Não há dúvidas de que “Homem de Ferro” é um filme construído sobre uma fórmulas. O esqueleto narrativo da trama segue, passo a passo, o mesmo caminho escolhido por Raimi. Não há qualquer inovação. A primeira metade esmera-se em mostrar a origem do Homem de Ferro, inserindo o personagem dentro de um contexto (inclusive político, com referências à ação norte-americana no Oriente Médio, uma novidade dentro do gênero) e criando, em torno dele, uma galeria de indivíduos com quem vai estabelecer relações mais ou menos amistosas. Na segunda metade, concentra-se em apresentar o vilão (Jeff Bridges) e colocar ambos em rota de colisão, além de criar um interesse amoroso (Gwyneth Paltrow). Jon Favreau faz isso com competência, embora sem os toques autorais de Raimi e Nolan, cineastas superiores no quesito visual e na complexidade com que tratam os personagens. O diretor pontua a trama com seqüências de ação vibrantes (o clímax parece muito com “Transformers”, de 2007), e usa o humor como elemento de empatia entre protagonista e audiência.
Neste último ponto, Favreau tem a ajuda inestimável de um dos pontos fortes de “Homem de Ferro”: o ator Robert Downey Jr. A escalação do astro no papel do personagem-título foi um lance de arrojo do cineasta, e acabou se mostrando o maior acerto dele. Downey Jr parece inteiramente à vontade no papel. Sua expressão cínica, bem como a capacidade de disparar diálogos rápidos e cheios de segundas intenções com naturalidade, acentua ainda mais o humor naturalmente presente no roteiro (“Tecnicamente houve um conflito de agenda com a capa de maio, mas sorte que em dezembro a capa eram gêmeas”, responde ela, divertido, à pergunta sobre o boato de que havia levado para a cama todas as últimas doze garotas da capa de certa revista masculina).
Ajuda muito, também, que a persona pública de Robert Downey Jr reforce a personalidade criada pelos roteiristas para o homem por dentro da armadura.
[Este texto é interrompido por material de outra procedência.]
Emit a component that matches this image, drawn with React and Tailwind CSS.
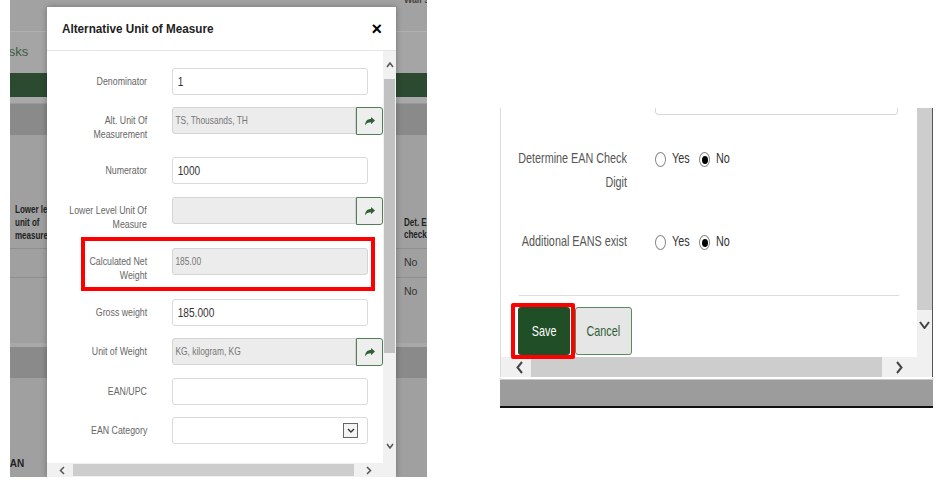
import React from 'react';

const ShareIcon = () => (
  <svg width="10" height="9" viewBox="0 0 10 9">
    <path d="M10 3.6 L6 0 V2 C2.5 2 0.3 4 0 8.5 C1.2 6 3.2 5.3 6 5.3 V7.3 Z" fill="#2f5f33" />
  </svg>
);

const Chevron = ({ dir, w = 8, h = 6, stroke = '#555', sw = 1.5 }) => {
  const paths = {
    up: `M1 ${h - 1} L${w / 2} 1 L${w - 1} ${h - 1}`,
    down: `M1 1 L${w / 2} ${h - 1} L${w - 1} 1`,
    left: `M${w - 1} 1 L1.5 ${h / 2} L${w - 1} ${h - 1}`,
    right: `M1 1 L${w - 1.5} ${h / 2} L1 ${h - 1}`,
  };
  return (
    <svg width={w} height={h} viewBox={`0 0 ${w} ${h}`}>
      <path d={paths[dir]} stroke={stroke} strokeWidth={sw} fill="none" />
    </svg>
  );
};

const Label = ({ lines, w = 'w-[100px]' }) => (
  <div className={`${w} flex shrink-0 flex-col items-end pt-[6px] text-[11px] leading-[14px] text-[#666]`}>
    {lines.map((l) => (
      <span key={l} className="block whitespace-nowrap scale-x-[0.8] origin-right">
        {l}
      </span>
    ))}
  </div>
);

const Field = ({ value = '', disabled, btn, select }) => (
  <div className="ml-[25px] flex shrink-0">
    <div
      className={`${btn ? 'w-[184px] rounded-l-[3px]' : 'w-[196px] rounded-[3px]'} ${
        disabled ? 'border-[#d4d4d4] bg-[#ececec]' : 'border-[#dadada] bg-white'
      } flex h-[27px] items-center justify-between overflow-hidden border`}
    >
      {disabled ? (
        <span className="block whitespace-nowrap pl-[3px] text-[10.5px] text-[#777] scale-x-[0.8] origin-left">
          {value}
        </span>
      ) : (
        <span className="block whitespace-nowrap pl-[6px] text-[13px] text-[#333] scale-x-[0.78] origin-left">
          {value}
        </span>
      )}
      {select && (
        <div className="mr-[9px] flex h-[15px] w-[15px] items-center justify-center border border-[#666] bg-[#f4f4f4]">
          <Chevron dir="down" w={8} h={5} stroke="#333" sw={1.4} />
        </div>
      )}
    </div>
    {btn && (
      <div className="flex h-[28px] w-[27px] items-center justify-center rounded-r-[3px] border border-[#4f7f52] bg-[#eeeeee]">
        <ShareIcon />
      </div>
    )}
  </div>
);

const topRows = [
  { label: ['Denominator'], value: '1', h: 'h-[39px]' },
  { label: ['Alt. Unit Of', 'Measurement'], value: 'TS, Thousands, TH', disabled: true, btn: true, h: 'h-[50px]' },
  { label: ['Numerator'], value: '1000', h: 'h-[40px]' },
  { label: ['Lower Level Unit Of', 'Measure'], value: '', disabled: true, btn: true, h: 'h-[40px]' },
];

const bottomRows = [
  { label: ['Gross weight'], value: '185.000', h: 'h-[39px]' },
  { label: ['Unit of Weight'], value: 'KG, kilogram, KG', disabled: true, btn: true, h: 'h-[40px]' },
  { label: ['EAN/UPC'], value: '', h: 'h-[39px]' },
  { label: ['EAN Category'], value: '', select: true, h: 'h-[40px]' },
];

const Row = ({ r }) => (
  <div className={`flex ${r.h}`}>
    <Label lines={r.label} />
    <Field value={r.value} disabled={r.disabled} btn={r.btn} select={r.select} />
  </div>
);

const Radio = ({ checked }) => (
  <span className="mt-[6px] flex h-[15px] w-[11px] shrink-0 items-center justify-center rounded-[50%] border border-[#8a8a8a] bg-white">
    {checked && <span className="h-[8px] w-[6px] rounded-[50%] bg-black" />}
  </span>
);

const RadioGroup = () => (
  <div className="ml-[28px] flex items-start text-[15px] leading-[24px] text-[#333]">
    <Radio />
    <span className="ml-[6px] inline-block w-[19px] whitespace-nowrap scale-x-[0.72] origin-left">Yes</span>
    <span className="ml-[8px]">
      <Radio checked />
    </span>
    <span className="ml-[6px] inline-block w-[14px] whitespace-nowrap scale-x-[0.72] origin-left">No</span>
  </div>
);

const RightLabel = ({ lines }) => (
  <div className="flex w-[126px] shrink-0 flex-col items-end text-[15px] leading-[24px] text-[#555]">
    {lines.map((l) => (
      <span key={l} className="block whitespace-nowrap scale-x-[0.72] origin-right">
        {l}
      </span>
    ))}
  </div>
);

export default function App() {
  return (
    <div className="flex h-[488px] w-[951px] items-start overflow-hidden bg-white font-['Liberation_Sans',Arial,sans-serif]">
      {/* left screenshot */}
      <div className="relative ml-[10px] flex h-[477px] w-[417px] shrink-0 flex-col overflow-hidden bg-[#a0a0a0]">
        <div className="h-[31px] bg-[#a2a2a2]">
          <div className="ml-auto -mt-[9px] w-[23px] whitespace-nowrap text-[11px] font-bold text-[#444]">
            <span className="block scale-x-[0.8] origin-left">Wall s</span>
          </div>
        </div>
        <div className="h-px bg-[#b0b0b0]" />
        <div className="h-[41px] bg-[#a5a5a5] pt-[13px]">
          <span className="-ml-[15px] block text-[13px] leading-[14px] text-[#3d5c3f]">Tasks</span>
        </div>
        <div className="h-[24px] bg-[#2c4a30]" />
        <div className="h-[7px] border-b border-[#999] bg-[#a9a9a9]" />
        <div className="h-[31px] bg-[#8a8a8a]" />
        <div className="flex h-[113px] items-end justify-between">
          <div className="ml-[5px] whitespace-nowrap pb-[6px] text-[10px] font-bold leading-[13px] text-[#222]">
            <span className="block scale-x-[0.8] origin-left">Lower level</span>
            <span className="block scale-x-[0.8] origin-left">unit of</span>
            <span className="block scale-x-[0.8] origin-left">measure</span>
          </div>
          <div className="w-[23px] whitespace-nowrap pb-[7px] text-[10px] font-bold leading-[12px] text-[#222]">
            <span className="block scale-x-[0.8] origin-left">Det. EAN</span>
            <span className="block scale-x-[0.8] origin-left">check</span>
          </div>
        </div>
        {['No', 'No'].map((t, i) => (
          <div key={i} className="flex h-[29px] items-center justify-end border-t border-[#8f8f8f]">
            <span className="w-[23px] text-[10.5px] text-[#333]">{t}</span>
          </div>
        ))}
        <div className="h-[37px]" />
        <div className="h-[4px] bg-[#a8a8a8]" />
        <div className="h-[31px] bg-[#8a8a8a]" />
        <div className="flex-1 pt-[80px]">
          <span className="-ml-[7px] block text-[10px] font-bold leading-[12px] text-[#222]">EAN</span>
        </div>

        {/* modal */}
        <div className="absolute left-[37px] top-[7px] flex h-[470px] w-[349px] flex-col bg-white shadow-[0_0_6px_rgba(0,0,0,0.3)]">
          <div className="flex h-[44px] shrink-0 items-center justify-between border-b border-[#e5e5e5] pl-[15px] pr-[14px]">
            <span className="block whitespace-nowrap text-[13px] font-bold text-[#222] scale-x-[0.9] origin-left">
              Alternative Unit of Measure
            </span>
            <span className="text-[18px] font-bold leading-none text-black">×</span>
          </div>
          <div className="flex h-[412px] shrink-0">
            <div className="w-[336px] overflow-hidden pt-[17px]">
              {topRows.map((r) => (
                <Row key={r.label[0]} r={r} />
              ))}
              <div className="mb-[8px] ml-[34px] flex h-[54px] w-[294px] border-[4px] border-[#ff0000] pt-[7px]">
                <Label lines={['Calculated Net', 'Weight']} w="w-[62px]" />
                <Field value="185.00" disabled />
              </div>
              {bottomRows.map((r) => (
                <Row key={r.label[0]} r={r} />
              ))}
            </div>
            <div className="flex w-[13px] flex-col bg-[#f1f1f1]">
              <div className="flex h-[28px] justify-center pt-[11px]">
                <Chevron dir="up" w={8} h={6} />
              </div>
              <div className="mx-[1px] h-[274px] bg-[#c1c1c1]" />
              <div className="flex flex-1 justify-center pt-[90px]">
                <Chevron dir="down" w={8} h={6} />
              </div>
            </div>
          </div>
          <div className="flex h-[14px] shrink-0 bg-[#f1f1f1]">
            <div className="flex w-[26px] items-center justify-center pl-[4px]">
              <Chevron dir="left" w={6} h={9} />
            </div>
            <div className="my-[1px] w-[281px] bg-[#cdcdcd]" />
            <div className="flex w-[29px] items-center justify-center">
              <Chevron dir="right" w={6} h={9} />
            </div>
          </div>
        </div>
      </div>

      {/* right screenshot */}
      <div className="ml-[73px] mt-[108px] w-[433px] shrink-0">
        <div className="flex h-[249px]">
          <div className="w-[417px] border-l border-[#dcdcdc] bg-white">
            <div className="ml-[154px] h-[7px] w-[243px] rounded-b-[4px] border border-t-0 border-[#d8d8d8]" />
            <div className="mt-[31px] flex">
              <RightLabel lines={['Determine EAN Check', 'Digit']} />
              <RadioGroup />
            </div>
            <div className="mt-[35px] flex">
              <RightLabel lines={['Additional EANS exist']} />
              <RadioGroup />
            </div>
            <div className="ml-[18px] mt-[42px] h-px w-[380px] bg-[#dddddd]" />
            <div className="ml-[17px] mt-[11px] flex">
              <div className="relative">
                <button className="flex h-[48px] w-[52px] items-center justify-center rounded-[3px] bg-[#1f4e27] text-[15px] text-white">
                  <span className="inline-block scale-x-[0.72]">Save</span>
                </button>
                <div className="absolute -bottom-[4px] -left-[7px] -right-[5px] -top-[4px] z-10 rounded-[2px] border-[4px] border-[#ff0000]" />
              </div>
              <button className="ml-[5px] flex h-[48px] w-[57px] items-center justify-center rounded-[3px] border border-[#5a8a5c] bg-[#e6e6e6] text-[15px] text-[#2e5e33]">
                <span className="inline-block scale-x-[0.72]">Cancel</span>
              </button>
            </div>
          </div>
          <div className="flex w-[15px] flex-col">
            <div className="h-[202px] bg-[#cdcdcd]" />
            <div className="flex flex-1 justify-center bg-[#f0f0f0] pt-[11px]">
              <Chevron dir="down" w={11} h={8} stroke="#444" sw={2} />
            </div>
          </div>
          <div className="w-px bg-[#555]" />
        </div>
        <div className="flex h-[20px]">
          <div className="flex w-[417px] border-l border-[#dcdcdc] bg-[#f0f0f0]">
            <div className="flex w-[30px] items-center justify-center pl-[6px]">
              <Chevron dir="left" w={7} h={13} stroke="#444" sw={2} />
            </div>
            <div className="w-[351px] bg-[#cdcdcd]" />
            <div className="flex flex-1 items-center justify-center">
              <Chevron dir="right" w={7} h={13} stroke="#444" sw={2} />
            </div>
          </div>
          <div className="w-[15px] bg-[#f0f0f0]" />
          <div className="w-px bg-[#555]" />
        </div>
        <div className="h-[3px] rounded-b-[3px] border-b border-[#c8c8c8] bg-white shadow-[0_1px_2px_rgba(0,0,0,0.3)]" />
        <div className="h-[26px] bg-[#9c9c9c]" />
        <div className="h-[2px] bg-[#111]" />
      </div>
    </div>
  );
}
Como se sabe, o ator viveu um drama pessoal (e muito público) durante nove anos, desde 1996. Alcoólatra, viciado em crack e cocaína, passou duas longas temporadas na prisão e andou desempregado por muito tempo. Foi dado como caso perdido por muita gente, mesmo por aqueles que nunca duvidaram de seu talento inegável. Ele já vinha ensaiando uma volta por cima (em filmes elogiados como “O Homem Duplo” e “Zodíaco”), e aqui se transforma em Tony Stark de corpo e alma. O filme não aborda diretamente, por exemplo, o alcoolismo do personagem, mas o passado do ator se alia às várias cenas em que o vemos de copo na mão para lembrar o público que este é um assunto a ser explorado em filmes futuros da franquia.
Como de hábito nos filmes de super-heróis, “Homem de Ferro” foi planejado como uma trilogia. Pensando nisso, Favreau tratou de utilizar uma estratégia já aprovada em séries como “X-Men” e “Homem-Aranha”, tratrando de espalhar pontas soltas e personagens secundários que, no futuro, podem se tornar aliados ou antagonistas poderosos, caso do militar boa-praça interpretado por Terrence Howard. Numa prova de ambição e audácia da Marvel, “Homem de Ferro” também é o primeiro elo plantado pelo novo estúdio para realizar, num futuro de médio prazo, um encontro de vários super-heróis da franquia, num filme de Os Vingadores (espécie de Liga da Justiça da Marvel), reunindo poderosos como Capitão América, Thor e Namor. Vem daí a insistente aparição de agentes secretos de uma organização governamental chamada S.H.I.E.L.D. Quem conhece os quadrinhos sabe que a agência serve como elo de ligação entre todos os heróis da Marvel. O novo “Hulk” (2008), por exemplo, já traz uma cena em que Robert Downey Jr reaparece como Tony Stark.
Dá para notar, por tudo isso, que os planos do novo estúdio não se resumem a um filme ou outro, mas vão muito além – e incluem se estabelecer como uma nova e poderosa força no mapa do poder de Hollywood. Não dá para negar, aliás, que até mesmo a escolha do diretor de “Homem de Ferro” faz parte de uma estratégia empresarial bem definida. Afinal, a Marvel já aprendeu, com o “Hulk” de Ang Lee (o mais subestimado de todos os longas-metragem oriundos de quadrinhos desde, talvez, “O Corvo”), que dar corda à visão de cineastas autorais não é, comercialmente, uma atitude inteligente. Considerando tudo isso, é fácil perceber que “Homem de Ferro” é exatamente o filme de super-heróis que o estúdio deseja. Tem uma história convencional que não subestima a inteligência do público, é povoada de bons atores, inclui subtexto com molho político (sem excessos), e amarra tudo seqüências de ação realistas. Não vai mudar o mundo, mas diverte.